I am addressing you in Europe and the countries of the world, where you value women more. Your men are not like the Taliban. All their wives and daughters are studying and working in Europe. They have all rights. I am addressing you. Put yourself in the place of your daughters. Do you forbid your daughters to study and work? We are under psychological torture in Afghanistan.
I don’t bother how many meetings the UN holds a day, a week, a month on the situation of women in Afghanistan. I don’t care how concerned the UN is about us. What matters to me is that action be taken. That there has been no change in the status of women in Afghanistan.
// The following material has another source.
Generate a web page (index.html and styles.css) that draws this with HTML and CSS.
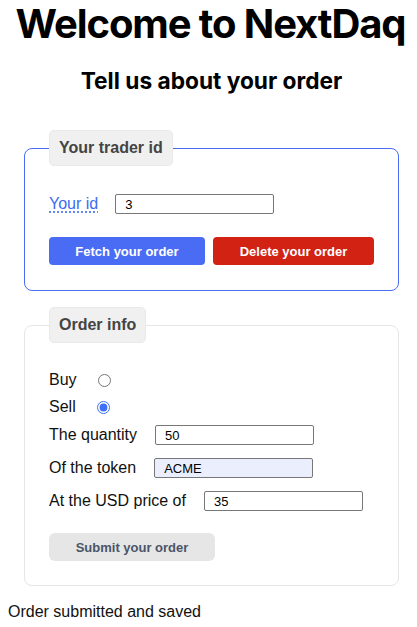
FILE: index.html
```html
<!DOCTYPE html>
<html lang="en">
<head>
<meta charset="utf-8">
<title>NextDaq</title>
<link rel="stylesheet" href="styles.css">
</head>
<body>
<h1 class="title">Welcome to NextDaq</h1>
<h2 class="subtitle">Tell us about your order</h2>

<fieldset class="box box-active">
  <legend class="box-legend">Your trader id</legend>
  <div class="row row-id">
    <label class="label label-link" for="trader">Your id</label>
    <input class="field" id="trader" type="text" value="3">
  </div>
  <div class="actions">
    <button class="btn btn-fetch" type="button">Fetch your order</button>
    <button class="btn btn-delete" type="button">Delete your order</button>
  </div>
</fieldset>

<fieldset class="box box-plain">
  <legend class="box-legend">Order info</legend>
  <div class="row row-radio">
    <label class="label" for="buy">Buy</label>
    <input class="radio" id="buy" type="radio" name="side">
  </div>
  <div class="row row-radio row-sell">
    <label class="label" for="sell">Sell</label>
    <input class="radio" id="sell" type="radio" name="side" checked>
  </div>
  <div class="row row-input row-qty">
    <label class="label" for="qty">The quantity</label>
    <input class="field" id="qty" type="text" value="50">
  </div>
  <div class="row row-input">
    <label class="label" for="token">Of the token</label>
    <input class="field field-filled" id="token" type="text" value="ACME">
  </div>
  <div class="row row-input">
    <label class="label" for="price">At the USD price of</label>
    <input class="field" id="price" type="text" value="35">
  </div>
  <div class="actions actions-submit">
    <button class="btn btn-submit" type="button">Submit your order</button>
  </div>
</fieldset>

<p class="status">Order submitted and saved</p>
</body>
</html>
```

FILE: styles.css
```css
body {
  margin: 0 8px;
  font-family: "Liberation Sans", Arial, sans-serif;
  font-size: 16px;
  color: #111;
  background: #fff;
}

.title {
  display: flex;
  justify-content: center;
  margin: 0 0 0 4px;
  font-family: Inter, "Noto Sans", sans-serif;
  font-size: 40px;
  font-weight: 700;
  line-height: 48px;
  letter-spacing: -1.1px;
  white-space: nowrap;
  color: #000;
}

.subtitle {
  margin: 19px 0 36px;
  padding-left: 6px;
  font-family: Inter, "Noto Sans", sans-serif;
  font-size: 22.7px;
  font-weight: 700;
  line-height: 27px;
  text-align: center;
  color: #000;
}

.box {
  box-sizing: border-box;
  width: 375px;
  margin: 0 0 0 16px;
  padding: 25px 24px 25px 24px;
  border-radius: 8px;
  min-inline-size: 0;
}

.box-active {
  border: 1px solid #4a6cf4;
}

.box-plain {
  margin-top: 16px;
  padding-bottom: 24px;
  border: 1px solid #e6e6e6;
}

.box-legend {
  padding: 8px 9px;
  border: 1px solid #e9e9e9;
  border-radius: 5px;
  background: #f0f0f0;
  color: #444;
  font-size: 16px;
  font-weight: 700;
  line-height: 18px;
}

.row {
  display: flex;
  align-items: center;
}

.row-id {
  height: 26px;
}

.row-radio {
  height: 24px;
}

.row-sell {
  margin-top: 3px;
}

.row-input {
  height: 26px;
  margin-top: 7px;
}

.row-qty {
  margin-top: 3px;
}

.label {
  margin-right: 18px;
  line-height: 18px;
}

.label-link {
  margin-right: 17px;
  color: #3d6cf0;
  text-decoration: underline dotted #3d6cf0;
  text-underline-offset: 3px;
}

.radio {
  width: 13px;
  height: 13px;
  margin: 0 0 0 3px;
  accent-color: #3f6ff5;
}

.field {
  box-sizing: border-box;
  width: 159px;
  height: 20px;
  margin: 0;
  padding: 0 9px;
  border: 1px solid #777;
  border-radius: 2px;
  font-family: "Liberation Sans", Arial, sans-serif;
  font-size: 13px;
  color: #000;
  background: #fff;
}

.field-filled {
  background: #ebeefd;
}

.actions {
  display: flex;
  gap: 8px;
  margin-top: 20px;
}

.actions-submit {
  margin-top: 19px;
}

.btn {
  box-sizing: border-box;
  height: 28px;
  padding: 0 24px;
  border: none;
  border-radius: 4px;
  font-family: "Liberation Sans", Arial, sans-serif;
  font-size: 13px;
  font-weight: 700;
  color: #fff;
}

.btn-fetch {
  width: 156px;
  background: #4a6cf4;
}

.btn-delete {
  width: 161px;
  background: #d22214;
}

.btn-submit {
  width: 166px;
  border-radius: 6px;
  background: #e6e6e6;
  color: #4a5568;
}

.status {
  margin: 17px 0 0;
  line-height: 18px;
}
```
Since two years, all the girls of my country, including myself, have suffered heavily psychologically. Because of this Taliban, terrorists, I cannot work. My sister, who is in the 11th grade, cannot study. For thousands of sisters who cannot go to school, cannot work. With the new year coming, we hope that the Taliban would open the gates of schools and universities to girls. But I it seems again that they will only open them to boys.
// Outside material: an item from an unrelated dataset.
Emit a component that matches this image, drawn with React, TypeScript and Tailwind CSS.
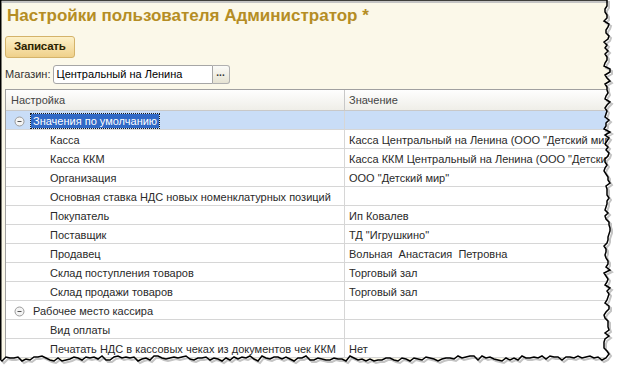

For days, I am imprisoned in the corner of the house like a criminal. What language should I use to express my situation so that you get aware? Don’t you see us suffering? Do you support women? Why are you so indifferent to the women of Afghanistan?
We are commemorating 8th March. A day that we should not be congratulated for. Because we do not have the slightest rights. We women in Afghanistan die every day, sometimes from despair, sometimes from poverty. Imagine: in this hard cold winter, we had to heat our houses and find a piece of bread. Do you know about the inside of our houses? Do you know what problem we are dealing with? A full-scale disaster is happening in Afghanistan. Aren’t we humans?
I and the girls of my country have always been victims of the governments. The Taliban is alien to all knowledge and science, they violate the law and regulations. The Taliban sees women as a sin. We have no expectations from the Taliban. They are alien to all civilization and the system. Despite of all these injustices, I dream of studying and working, and like thousands of girls in my country, we are in daily hope. Besides being upset with Europe, I say: don’t leave us alone.